While working for my master's degree in English at St. Bonaventure University, through Father Jerome A. Kelly, O.F.M., head of the department, I became interested in T. S. Eliot and worked out the poet's ideal of Mary from "Ash Wednesday" through the "Four Quartets." For my thesis I was permitted to use a treasure on the campus, the original notebooks of Father Louis Merton of the Trappists in Kentucky, who was once an instructor at St. Bonaventure. Through this I traced "The Madonna of Thomas Merton," some day to be published with additional critiques.

At Notre Dame University I pursued much the same research under the guidance of Dr. James C. Cameron, an exchange professor from the University of Leeds in England. With him I did considerable work in the novels of Henry James, whose Madonna proved less elusive than might be thought. Simultaneously I began a search for Shakespeare's ideal "Lady," a combination of Cleopatra-Cordelia-Miranda, which is compelling if at present inconclusive.

When, a few years ago, a Chicago publisher launched a writing contest for nuns, my superior said, "You must write a book for it." A tight teaching schedule at Mount Aloysius Junior College in Cresson, Pennsylvania, where I was head of the English department, made me hesitate. "There simply isn't time, Mother," I assured her. Serenely she smiled and nodded. "You can make time, Sister." And that was it.

By writing Our Lady of the Forest: A Book of Mary Names in brief chapters-each only a page-I managed to meet the deadline. Although the book did not win the contest, it was published by Bruce in 1957. Its short meditations on new titles for our Lady seem to appeal to those who have as little time to read as I had to write.

Seldom do I write of anything but the Mother of God. At the time The Nun's Story was a best seller, Father Basil Morrison, S.J., an editor of The Queen's Work, asked me to do something about "a live American nun" which might help to counteract what he suspected would be the influence of such a strange picture of convent life as the book gave. For him I wrote I Teach School-and Like It! the closest to autobiographical writing that I have done until now.

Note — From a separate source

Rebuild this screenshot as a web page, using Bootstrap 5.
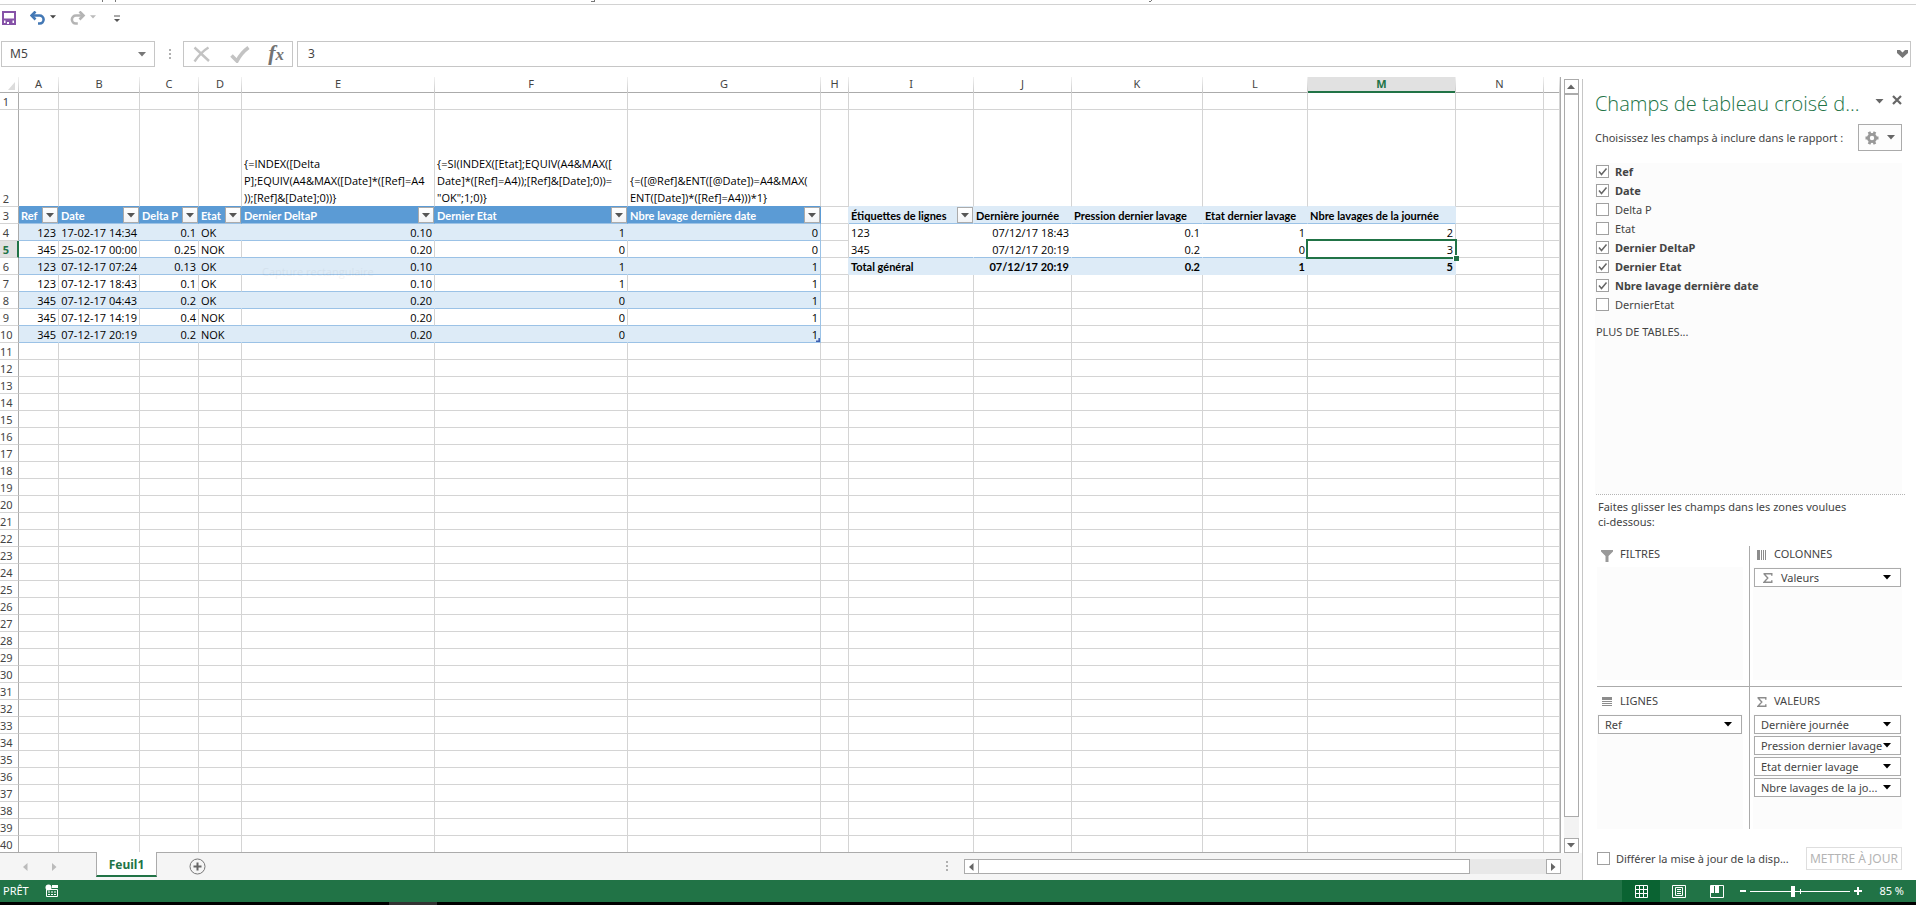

Once when forced to spend a summer reviewing Latin in order to pass a qualifying examination, I read through the Vulgate again, and yet again. The Canticle of Canticles began to exercise a strong fascination for me. It seemed the love song of God to Mary, His beloved, and her reply to Him. What I wrote of it appears in the Dominican Fathers' Cross and Crown, beginning with September 1960, through four issues.

In such ways our Lady gives hints of what she wants to be written. Just now I am absorbed in The Days of Our Lady, to comprise minute meditations on our Lady's calendar commencing with the days at Lourdes. It must be written-much as everything else had to be writtenin snatches of time between school tasks.

Is that the best way to write? I cannot say, having never tried another. At least it has the blessing of urgency. Too much leisure might be worse than too little.

A problem that has been more troublesome than when to write is how to write. Low-brow or high-brow? Popular or scholarly? The answer for me has been to follow the dictation of the moment. For example, when I read Pasternak's Dr. Zhivago, I immediately sensed a relationship between the women in his book and his ideal of our Lady. What I wrote of it naturally belonged to the high-brow, scholarly type of magazine. A lilting poem about the golden sandals our Lady wore to her wedding would just as naturally belong to a more popular publication. So it goes.

Would I exchange a career in teaching for one in writing? Not without a battle! Words can never take the place of flesh and blood children. When our Lord came to earth, He taught. Our Lady spent the best years of her life instructing One Small Boy. The books will be read and forgotten. The children will live forever. Of making books there must be an end someday, but every single child is a complete world in God's eternal love. I often think of Mother Pierre Greene's words to us: "A nun who cannot enter the classroom as a mother should not enter it at all." This is the family I prefer to shelves and shelves of books: not cold words on a white page, but the memory of children's smiling faces about a statue of our Lady. With Gabriele Mistral, I pray: "Give me the power to make my children my perfect poems that I may leave my most moving melody within them against the time when my lips cease to sing."